If there is a new resource change and it does not exist in the cache, the first check is to confirm if the cache is full. If the cache is full, the entry with the oldest update time will be deleted and the new entry will be inserted to the cache. The Kubernetes inventory service fetches resources changes every 4 minutes.

In TCA 2.1, several bug fixes and improvements to the resource-change-monitor have allowed this component to be more efficient and process events at a higher rate than with previous TCA versions.  The increased efficiency of the resource-change-monitor allows it to process close to 1000 resource changes per minute which may be more than the rate at which the Kubernetes inventory service fetches resource changes.

Resolution

To be addressed in Telco Cloud Automation 2.1.1.


Workaround:
The workaround is to increase the resource-change-monitor cache size to 4500 since the Kubernetes inventory fetches cache contents every 4 minutes and the resource-change-monitor processes resource changes at a rate of 1000 resource changes per minute.
 
4500 allows for 4 minutes of resource changes plus an additional 500 to account for any delays in job execution.
 
Procedure
1. SSH into the TCA-CP appliance as admin.
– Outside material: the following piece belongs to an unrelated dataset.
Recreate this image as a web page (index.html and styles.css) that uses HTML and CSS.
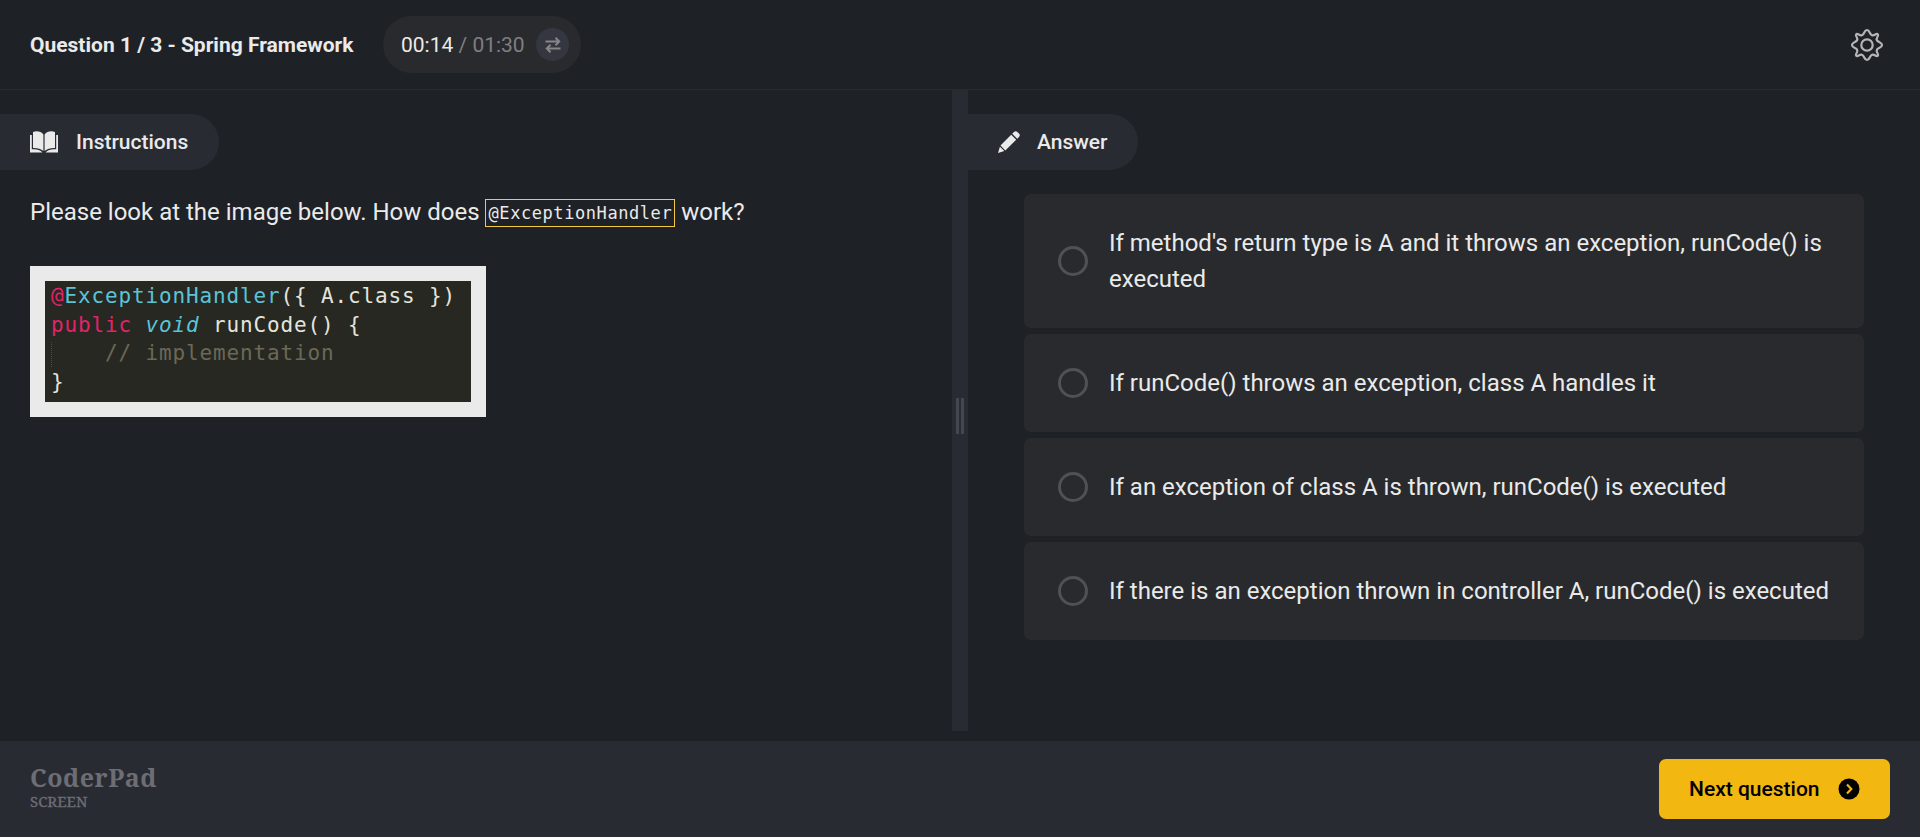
FILE: index.html
```html
<!DOCTYPE html>
<html lang="en">
<head>
<meta charset="utf-8">
<title>Question 1 / 3 - Spring Framework</title>
<link rel="stylesheet" href="styles.css">
</head>
<body>
<div class="app">
  <header class="header">
    <h1 class="title">Question 1 / 3 - Spring Framework</h1>
    <div class="timer">
      <span class="time"><span class="elapsed">00:14</span> / 01:30</span>
      <span class="swap"><svg width="16" height="16" viewBox="0 0 16 16" fill="none" stroke="#858687" stroke-width="2"><path d="M.5 4.500H14M10.500 .8l3.700 3.700L10.500 8.200M15.500 11.500H2M5.500 7.800L1.800 11.500 5.500 15.200"/></svg></span>
    </div>
    <svg class="gear" width="34" height="34" viewBox="0 0 34 34" fill="none" stroke="#b4b5b6" stroke-width="2.2" stroke-linejoin="round"><path d="M17 2C20 2 19.200 6.200 22 7.200C24.500 8.200 26.300 4.700 27.800 6.200C29.300 7.700 25.800 9.500 26.800 12C27.800 14.700 32 14 32 17C32 20 27.800 19.300 26.800 22C25.800 24.500 29.300 26.300 27.800 27.800C26.300 29.300 24.500 25.800 22 26.800C19.300 27.800 20 32 17 32C14 32 14.700 27.800 12 26.800C9.500 25.800 7.700 29.300 6.200 27.800C4.700 26.300 8.200 24.500 7.200 22C6.200 19.300 2 20 2 17C2 14 6.200 14.700 7.200 12C8.200 9.500 4.700 7.700 6.200 6.200C7.700 4.700 9.500 8.200 12 7.200C14.700 6.200 14 2 17 2Z"/><circle cx="17" cy="17" r="5.700"/></svg>
  </header>
  <main class="main">
    <section class="panel instructions">
      <h2 class="tab"><svg width="28" height="22" viewBox="0 0 28 22" fill="#eaeaea"><path d="M3 1C6 -.2 11 -.2 13.400 3.500V20C11 17.800 7 16.800 3 17ZM14.600 3.500C17 -.2 22 -.2 25 1V17C21 16.800 17 17.800 14.600 20Z"/><path d="M0 4H1.800V18.300C6 17.800 10 18.500 12.500 21.500H0ZM28 4H26.200V18.300C22 17.800 18 18.500 15.500 21.500H28Z"/></svg>Instructions</h2>
      <p class="prompt">Please look at the image below. How does <code class="inline">@ExceptionHandler</code> work?</p>
      <pre class="code"><span class="red">@</span><span class="blue">ExceptionHandler</span>({ A.class })
<span class="red">public</span> <i class="blue">void</i> runCode() {
<span class="guide"></span><span class="comment">    // implementation</span>
}</pre>
    </section>
    <div class="divider"><span class="grip"></span></div>
    <section class="panel answer">
      <h2 class="tab answer-tab"><svg width="22" height="22" viewBox="0 0 22 22" fill="#eaeaea"><path d="M13.200 3.800L18.200 8.800 7.300 19.500 2.500 14.600ZM14.200 2.800L16 1C17.200-.2 18.600.1 19.600 1.200L21 2.600C22 3.700 22.100 4.900 21 6L19.200 7.800ZM1.900 15.700L6.300 20.100 0 22Z"/></svg>Answer</h2>
      <div class="options">
        <label class="option"><span class="radio"></span><span>If method's return type is A and it throws an exception, runCode() is executed</span></label>
        <label class="option"><span class="radio"></span><span>If runCode() throws an exception, class A handles it</span></label>
        <label class="option"><span class="radio"></span><span>If an exception of class A is thrown, runCode() is executed</span></label>
        <label class="option"><span class="radio"></span><span>If there is an exception thrown in controller A, runCode() is executed</span></label>
      </div>
    </section>
  </main>
  <footer class="footer">
    <div class="brand"><span class="brand-name">CoderPad</span><span class="brand-sub">SCREEN</span></div>
    <button class="next">Next question<svg width="22" height="22" viewBox="0 0 22 22"><circle cx="11" cy="11" r="10.500" fill="#000"/><path d="M9 6.500L13.300 11 9 15.500" fill="none" stroke="#f2b711" stroke-width="2.200"/></svg></button>
  </footer>
</div>
</body>
</html>
```
FILE: styles.css
```css
* { box-sizing: border-box; }
body { margin: 0; background: #1e2126; color: #eaeaea; font-family: Roboto, "Open Sans", sans-serif; }
h1, h2, p, pre { margin: 0; }
svg { display: block; flex: none; }
.app { height: 837px; display: flex; flex-direction: column; overflow: hidden; }
.header { height: 90px; flex: none; display: flex; align-items: center; padding: 0 36px 0 30px; border-bottom: 1px solid #282a2e; }
.title { font-size: 21px; font-weight: 700; white-space: nowrap; width: 353px; }
.timer { height: 57px; width: 198px; border-radius: 29px; background: #292a2d; display: flex; align-items: center; justify-content: space-between; padding: 0 12px 0 18px; }
.time { font-size: 21px; color: #7e7f81; white-space: nowrap; }
.elapsed { color: #eaeaea; }
.swap { width: 33px; height: 33px; border-radius: 50%; background: #353740; display: grid; place-items: center; }
.gear { margin-left: auto; }
.main { height: 651px; flex: none; display: flex; }
.instructions { width: 952px; padding-top: 24px; }
.tab { width: 219px; height: 56px; padding-left: 30px; border-radius: 0 28px 28px 0; background: #292b33; display: flex; align-items: center; gap: 18px; font-size: 21px; font-weight: 500; }
.tab svg { margin-bottom: 1px; }
.prompt { margin: 24px 0 0 30px; height: 36px; font-size: 24px; line-height: 36px; }
.inline { display: inline-block; height: 28px; padding: 0 2px 0 3px; border: 1px solid #f4c744; font: 17px/26px "DejaVu Sans Mono", monospace; letter-spacing: .57px; vertical-align: 1px; margin-left: -1px; }
.code { margin: 36px 0 0 30px; width: 456px; height: 151px; border: 15px solid #eaeaea; background: #272822; color: #e4e4dc; padding: 1px 0 0 6px; font: 21px/28.500px "DejaVu Sans Mono", monospace; letter-spacing: .860px; }
.red { color: #e0246a; }
.blue { color: #5bc3d8; }
.comment { color: #6b6858; }
.guide { display: inline-block; width: 1px; height: 25px; margin-right: -1px; vertical-align: middle; border-left: 1px dotted #4b4c42; }
.divider { width: 16px; height: 641px; background: #292b33; display: grid; justify-content: center; align-content: start; padding-top: 308px; }
.grip { width: 8px; height: 36px; border: solid #45474e; border-width: 0 3px; }
.answer { width: 952px; padding-top: 24px; }
.answer-tab { width: 170px; gap: 17px; }
.options { margin: 24px 56px 0; display: flex; flex-direction: column; gap: 6px; }
.option { min-height: 98px; padding: 31px 30px 31px 34px; border-radius: 7px; background: #292a2d; display: flex; align-items: center; gap: 21px; font-size: 24px; line-height: 36px; }
.option:first-child { min-height: 134px; }
.radio { width: 30px; height: 30px; flex: none; border: 3px solid #505154; border-radius: 50%; }
.footer { flex: 1; background: #292b33; display: flex; justify-content: space-between; align-items: flex-start; padding: 18px 30px 0 30px; }
.brand { display: flex; flex-direction: column; color: #6c6e73; font-family: "Noto Serif", "DejaVu Serif", serif; padding-top: 2px; }
.brand-name { font-size: 25px; line-height: 32px; font-weight: 700; letter-spacing: .500px; }
.brand-sub { font-size: 15px; line-height: 16px; -webkit-text-stroke: .3px #6c6e73; }
.next { width: 231px; height: 60px; border: 0; border-radius: 7px; background: #f2b711; color: #000; padding: 0 30px; display: flex; align-items: center; justify-content: space-between; font: 500 21px Roboto, sans-serif; white-space: nowrap; }
```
Once logged in, switch user to root.
2. Locate the resource-change-monitor.env configuration file on the TCA appliance located in the /etc/hybridity/ directory.
3. Update the CACHE_SIZE value from the default 1024 to 4500.
vi /etc/hybridity/resource-change-monitor.env
# address used in the Restful API service (default "127.0.0.1")
# ADDRESS=127.0.0.1
# cache size - maximum events being cached (default 1024)
CACHE_SIZE=4500
4. Restart the resource-change-monitor as well as the app-engine:
systemctl restart resource-change-monitor
systemctl restart app-engine


Additional Information

Impact/Risks:
Impacts Telco Cloud Automation 2.0, 2.0.2, and 2.1.